Written task
Print exactly what lies from the line with "Write the React, TypeScript" down to the line with "const columns = ['Size', 'Hips(in)', 'Waist(in)', 'Pants", counting both of those lines, but not the pictures.

(Code that builds pages)
start
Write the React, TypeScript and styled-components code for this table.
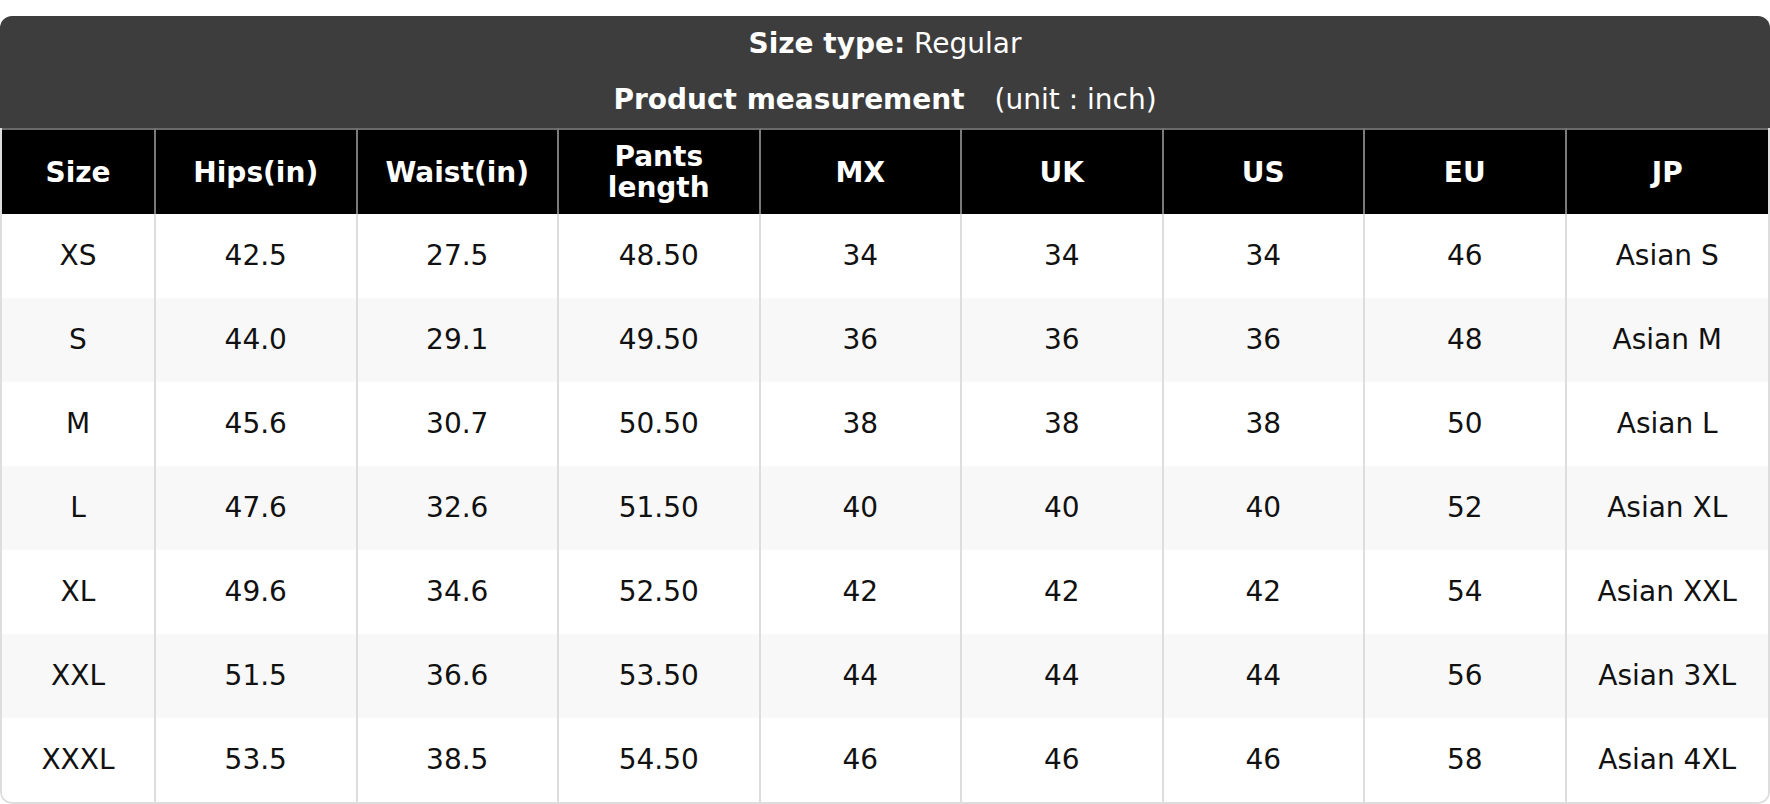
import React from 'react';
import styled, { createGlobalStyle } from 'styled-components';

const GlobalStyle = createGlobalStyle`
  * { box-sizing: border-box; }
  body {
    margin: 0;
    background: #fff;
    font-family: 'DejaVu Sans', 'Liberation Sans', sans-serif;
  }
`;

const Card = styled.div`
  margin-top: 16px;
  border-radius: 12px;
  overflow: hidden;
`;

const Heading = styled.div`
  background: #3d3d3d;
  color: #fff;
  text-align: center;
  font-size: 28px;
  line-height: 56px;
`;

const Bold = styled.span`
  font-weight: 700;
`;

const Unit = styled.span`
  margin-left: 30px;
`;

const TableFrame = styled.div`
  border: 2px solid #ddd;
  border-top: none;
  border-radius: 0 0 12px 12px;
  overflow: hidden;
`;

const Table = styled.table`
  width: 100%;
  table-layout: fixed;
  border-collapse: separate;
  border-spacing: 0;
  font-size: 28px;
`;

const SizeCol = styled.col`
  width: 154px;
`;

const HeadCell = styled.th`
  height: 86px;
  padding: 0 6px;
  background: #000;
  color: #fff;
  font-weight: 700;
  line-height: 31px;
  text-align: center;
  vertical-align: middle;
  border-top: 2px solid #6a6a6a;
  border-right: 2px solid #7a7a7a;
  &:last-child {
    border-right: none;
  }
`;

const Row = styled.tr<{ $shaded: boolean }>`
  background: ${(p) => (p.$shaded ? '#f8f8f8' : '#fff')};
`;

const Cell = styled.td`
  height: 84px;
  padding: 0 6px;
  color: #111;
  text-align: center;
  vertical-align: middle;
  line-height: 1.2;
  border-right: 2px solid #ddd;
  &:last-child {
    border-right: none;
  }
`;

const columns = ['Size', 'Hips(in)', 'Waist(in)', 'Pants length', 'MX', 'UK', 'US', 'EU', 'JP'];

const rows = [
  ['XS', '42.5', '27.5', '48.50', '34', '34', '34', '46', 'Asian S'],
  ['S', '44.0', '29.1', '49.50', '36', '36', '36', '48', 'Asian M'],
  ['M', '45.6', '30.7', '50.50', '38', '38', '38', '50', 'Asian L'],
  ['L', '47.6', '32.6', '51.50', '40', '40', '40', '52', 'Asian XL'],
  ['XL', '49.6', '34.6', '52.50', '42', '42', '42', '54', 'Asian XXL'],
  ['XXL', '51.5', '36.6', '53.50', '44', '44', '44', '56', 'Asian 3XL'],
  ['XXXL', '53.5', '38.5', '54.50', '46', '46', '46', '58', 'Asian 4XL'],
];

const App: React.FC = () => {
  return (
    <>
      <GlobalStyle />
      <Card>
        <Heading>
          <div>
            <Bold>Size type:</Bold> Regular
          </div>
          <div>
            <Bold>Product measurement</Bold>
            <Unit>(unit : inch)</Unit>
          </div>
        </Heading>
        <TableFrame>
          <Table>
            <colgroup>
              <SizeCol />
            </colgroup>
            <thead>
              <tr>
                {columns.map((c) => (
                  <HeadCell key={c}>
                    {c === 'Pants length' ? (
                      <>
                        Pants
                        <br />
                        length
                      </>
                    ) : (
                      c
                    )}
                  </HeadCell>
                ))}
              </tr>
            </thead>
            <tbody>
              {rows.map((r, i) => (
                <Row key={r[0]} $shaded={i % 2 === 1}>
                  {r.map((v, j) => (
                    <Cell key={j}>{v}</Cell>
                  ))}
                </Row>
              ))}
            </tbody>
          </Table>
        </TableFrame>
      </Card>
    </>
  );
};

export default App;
end
start
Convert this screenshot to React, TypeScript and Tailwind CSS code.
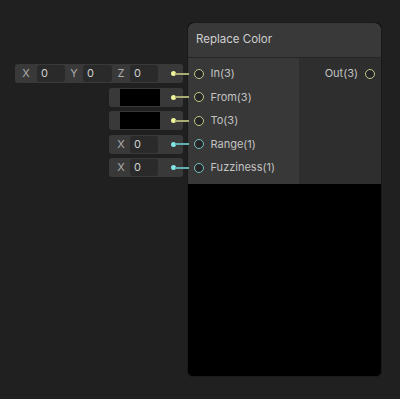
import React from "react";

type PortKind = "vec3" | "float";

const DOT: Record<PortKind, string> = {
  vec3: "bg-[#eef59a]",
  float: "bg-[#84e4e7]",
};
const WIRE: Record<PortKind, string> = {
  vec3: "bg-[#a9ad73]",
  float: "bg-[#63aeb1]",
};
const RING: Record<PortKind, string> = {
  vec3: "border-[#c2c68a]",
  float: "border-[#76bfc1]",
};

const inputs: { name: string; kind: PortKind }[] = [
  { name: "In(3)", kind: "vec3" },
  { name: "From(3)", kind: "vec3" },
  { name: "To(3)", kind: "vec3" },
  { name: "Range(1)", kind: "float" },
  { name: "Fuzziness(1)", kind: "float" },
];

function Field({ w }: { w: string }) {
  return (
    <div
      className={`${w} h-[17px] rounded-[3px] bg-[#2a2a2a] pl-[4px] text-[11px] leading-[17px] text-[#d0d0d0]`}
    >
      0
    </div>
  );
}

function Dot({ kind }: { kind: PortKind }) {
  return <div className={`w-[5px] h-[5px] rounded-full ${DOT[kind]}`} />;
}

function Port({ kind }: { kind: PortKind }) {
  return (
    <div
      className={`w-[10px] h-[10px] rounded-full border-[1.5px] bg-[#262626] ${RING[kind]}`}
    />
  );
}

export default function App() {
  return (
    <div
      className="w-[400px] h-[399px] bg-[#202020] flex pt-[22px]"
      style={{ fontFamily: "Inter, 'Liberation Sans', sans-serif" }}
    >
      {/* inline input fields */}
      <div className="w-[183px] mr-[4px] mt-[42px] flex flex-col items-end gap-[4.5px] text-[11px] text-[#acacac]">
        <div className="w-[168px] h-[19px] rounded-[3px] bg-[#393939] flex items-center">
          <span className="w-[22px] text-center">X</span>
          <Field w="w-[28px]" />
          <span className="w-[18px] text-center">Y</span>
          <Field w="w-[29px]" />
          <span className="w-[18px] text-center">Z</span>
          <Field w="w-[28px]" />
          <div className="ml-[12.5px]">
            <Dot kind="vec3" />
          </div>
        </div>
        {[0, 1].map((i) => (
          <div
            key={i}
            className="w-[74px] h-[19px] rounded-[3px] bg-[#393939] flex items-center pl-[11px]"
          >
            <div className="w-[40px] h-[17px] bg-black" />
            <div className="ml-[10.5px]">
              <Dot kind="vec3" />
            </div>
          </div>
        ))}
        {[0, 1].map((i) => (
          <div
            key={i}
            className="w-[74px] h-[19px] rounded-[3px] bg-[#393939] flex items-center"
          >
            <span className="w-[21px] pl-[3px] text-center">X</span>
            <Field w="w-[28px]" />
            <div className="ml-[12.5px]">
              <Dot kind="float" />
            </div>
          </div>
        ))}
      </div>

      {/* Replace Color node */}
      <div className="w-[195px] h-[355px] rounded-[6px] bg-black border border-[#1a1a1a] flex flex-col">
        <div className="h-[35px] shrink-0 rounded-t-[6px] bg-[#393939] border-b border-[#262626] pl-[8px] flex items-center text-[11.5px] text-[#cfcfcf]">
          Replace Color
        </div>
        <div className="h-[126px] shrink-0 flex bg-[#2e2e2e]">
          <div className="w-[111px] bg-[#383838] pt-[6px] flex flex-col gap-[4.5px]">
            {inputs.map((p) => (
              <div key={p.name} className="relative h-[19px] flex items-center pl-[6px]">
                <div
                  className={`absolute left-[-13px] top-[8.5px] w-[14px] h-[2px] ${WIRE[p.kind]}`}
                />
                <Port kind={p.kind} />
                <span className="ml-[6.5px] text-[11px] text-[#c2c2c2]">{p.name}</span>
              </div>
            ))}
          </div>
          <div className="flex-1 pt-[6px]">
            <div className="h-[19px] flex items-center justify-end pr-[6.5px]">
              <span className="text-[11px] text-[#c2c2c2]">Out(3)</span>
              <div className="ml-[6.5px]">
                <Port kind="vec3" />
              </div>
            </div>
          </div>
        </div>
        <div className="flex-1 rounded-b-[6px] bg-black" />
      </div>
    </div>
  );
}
end
Task result
Write the React, TypeScript and styled-components code for this table.
import React from 'react';
import styled, { createGlobalStyle } from 'styled-components';

const GlobalStyle = createGlobalStyle`
  * { box-sizing: border-box; }
  body {
    margin: 0;
    background: #fff;
    font-family: 'DejaVu Sans', 'Liberation Sans', sans-serif;
  }
`;

const Card = styled.div`
  margin-top: 16px;
  border-radius: 12px;
  overflow: hidden;
`;

const Heading = styled.div`
  background: #3d3d3d;
  color: #fff;
  text-align: center;
  font-size: 28px;
  line-height: 56px;
`;

const Bold = styled.span`
  font-weight: 700;
`;

const Unit = styled.span`
  margin-left: 30px;
`;

const TableFrame = styled.div`
  border: 2px solid #ddd;
  border-top: none;
  border-radius: 0 0 12px 12px;
  overflow: hidden;
`;

const Table = styled.table`
  width: 100%;
  table-layout: fixed;
  border-collapse: separate;
  border-spacing: 0;
  font-size: 28px;
`;

const SizeCol = styled.col`
  width: 154px;
`;

const HeadCell = styled.th`
  height: 86px;
  padding: 0 6px;
  background: #000;
  color: #fff;
  font-weight: 700;
  line-height: 31px;
  text-align: center;
  vertical-align: middle;
  border-top: 2px solid #6a6a6a;
  border-right: 2px solid #7a7a7a;
  &:last-child {
    border-right: none;
  }
`;

const Row = styled.tr<{ $shaded: boolean }>`
  background: ${(p) => (p.$shaded ? '#f8f8f8' : '#fff')};
`;

const Cell = styled.td`
  height: 84px;
  padding: 0 6px;
  color: #111;
  text-align: center;
  vertical-align: middle;
  line-height: 1.2;
  border-right: 2px solid #ddd;
  &:last-child {
    border-right: none;
  }
`;

const columns = ['Size', 'Hips(in)', 'Waist(in)', 'Pants length', 'MX', 'UK', 'US', 'EU', 'JP'];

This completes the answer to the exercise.